On Sun, Sep 26, 2004 at 10:03:17PM +0200, Thorsten Ottosen wrote:
"Pavol Droba" <droba@topmail.sk> wrote in message news:20040926194147.GX29008@lenin.felcer.sk...
| In other words, only algorithms like sorting and permutations are safe. | | Thorsten, please correct me if I'm wrong. | | | I find this behaviour quite dangerous and I don't see any great benefits it brings.
It's always about finding the right balance between idiot safe usage and then allowing the programmer to get the job done.
Well I find this problem far beyond idiot safe usage. There is no documentation, nor safe guard, that can shield you from a problem.
If ptr_iterator is not mutable we get
1. view-clone_manager can sort what-ever it views, but not itself.
2. we cannot provide all foreseeable algorithms as members which suggest that providing member is a bad idea
As I suggested, we need to rewrite only few algorithms from the std library and provide an inferface, that would enable to write other algorithms in a way, that is safe.
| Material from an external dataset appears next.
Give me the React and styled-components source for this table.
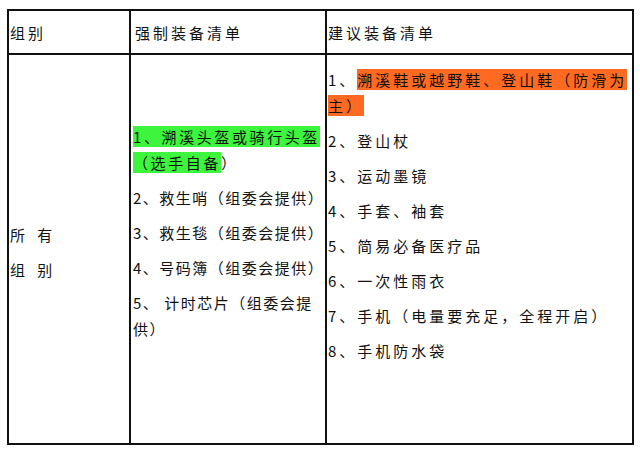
import React from 'react'
import styled, { createGlobalStyle } from 'styled-components'

const GlobalStyle = createGlobalStyle`
    html, body {
        margin: 0;
        padding: 0;
        background: #ffffff;
    }
    body {
        font-family: "Noto Sans CJK SC", "Liberation Serif", sans-serif;
        color: #111111;
    }
`;

const Page = styled.div`
    padding: 9px 0 0 7px;
`;
const Table = styled.table`
    border-collapse: collapse;
    table-layout: fixed;
    width: 627px;
    border: 2px solid #111111;
`;
const Col = styled.col`
    width: ${({w}) => w}px;
`;
const Row = styled.tr`
    height: ${({h}) => h}px;
`;
const HeadCell = styled.th`
    border: 2px solid #111111;
    padding: 0 0 0 ${({padLeft}) => padLeft || 1}px;
    text-align: left;
    font-weight: normal;
    font-size: 15px;
    letter-spacing: 3px;
    white-space: nowrap;
`;
const Cell = styled.td`
    border: 2px solid #111111;
    vertical-align: ${({middle}) => middle ? 'middle' : 'top'};
    padding: ${({padTop}) => padTop || 0}px 0 0 ${({padLeft}) => padLeft || 1}px;
    font-size: 15px;
    letter-spacing: ${({spacing}) => spacing ?? 3}px;
    word-spacing: ${({wordGap}) => wordGap || 0}px;
`;
const Line = styled.p`
    margin: 0 0 9px 0;
    line-height: 26px;
    white-space: nowrap;
    ${({spacing}) => spacing ? `letter-spacing: ${spacing}px;` : ''}
    &:last-child {
        margin-bottom: 0;
    }
`;
const Mark = styled.span`
    background: ${({color}) => color};
`;

const required = [
    '2、救生哨（组委会提供）',
    '3、救生毯（组委会提供）',
    '4、号码簿（组委会提供）',
]

const suggested = [
    '2、登山杖',
    '3、运动墨镜',
    '4、手套、袖套',
    '5、简易必备医疗品',
    '6、一次性雨衣',
    '7、手机（电量要充足，全程开启）',
    '8、手机防水袋',
]

const App = () => {
    return (
        <Page>
            <GlobalStyle />
            <Table>
                <colgroup>
                    <Col w={122} />
                    <Col w={196} />
                    <Col w={307} />
                </colgroup>
                <thead>
                    <Row h={44}>
                        <HeadCell>组别</HeadCell>
                        <HeadCell padLeft={4}>强制装备清单</HeadCell>
                        <HeadCell padLeft={1}>建议装备清单</HeadCell>
                    </Row>
                </thead>
                <tbody>
                    <Row h={390}>
                        <Cell middle padTop={6} wordGap={3}>
                            <Line>所 有</Line>
                            <Line>组 别</Line>
                        </Cell>
                        <Cell padTop={69} padLeft={2} spacing={1.5}>
                            <Line spacing={2.6}>
                                <Mark color="#3cf53c">1、溯溪头盔或骑行头盔</Mark><br />
                                <Mark color="#3cf53c">（选手自备</Mark>）
                            </Line>
                            {required.map(item => (
                                <Line key={item}>{item}</Line>
                            ))}
                            <Line>
                                5、 计时芯片（组委会提<br />
                                供）
                            </Line>
                        </Cell>
                        <Cell padTop={12} padLeft={1}>
                            <Line>
                                1、<Mark color="#ff6a22">溯溪鞋或越野鞋、登山鞋（防滑为</Mark><br />
                                <Mark color="#ff6a22">主）</Mark>
                            </Line>
                            {suggested.map(item => (
                                <Line key={item}>{item}</Line>
                            ))}
                        </Cell>
                    </Row>
                </tbody>
            </Table>
        </Page>
    )
}

export default App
I was thinking how to make ptr_iterator safe, and I have an idea. Clearly it is not feasible to make the iterator handle all possible scenarios, since it would degenerate to shared_ptr. But it should be feasible to restrict its operations to those, that are safe. What I'm suggesting, it that an iterator can return a value that is not assignable, but swappable with the other one in the container. So it would be forbidden to write *vec.ptr_begin()=p; but it would be possible to write swap( *vec.ptr_begin(), *(++vec.ptr_begin() ); Internal swap() can check in the debug mode, that both operands are from the same container. This would allow to easily (and naturaly) write most of the 'safe' algorithms.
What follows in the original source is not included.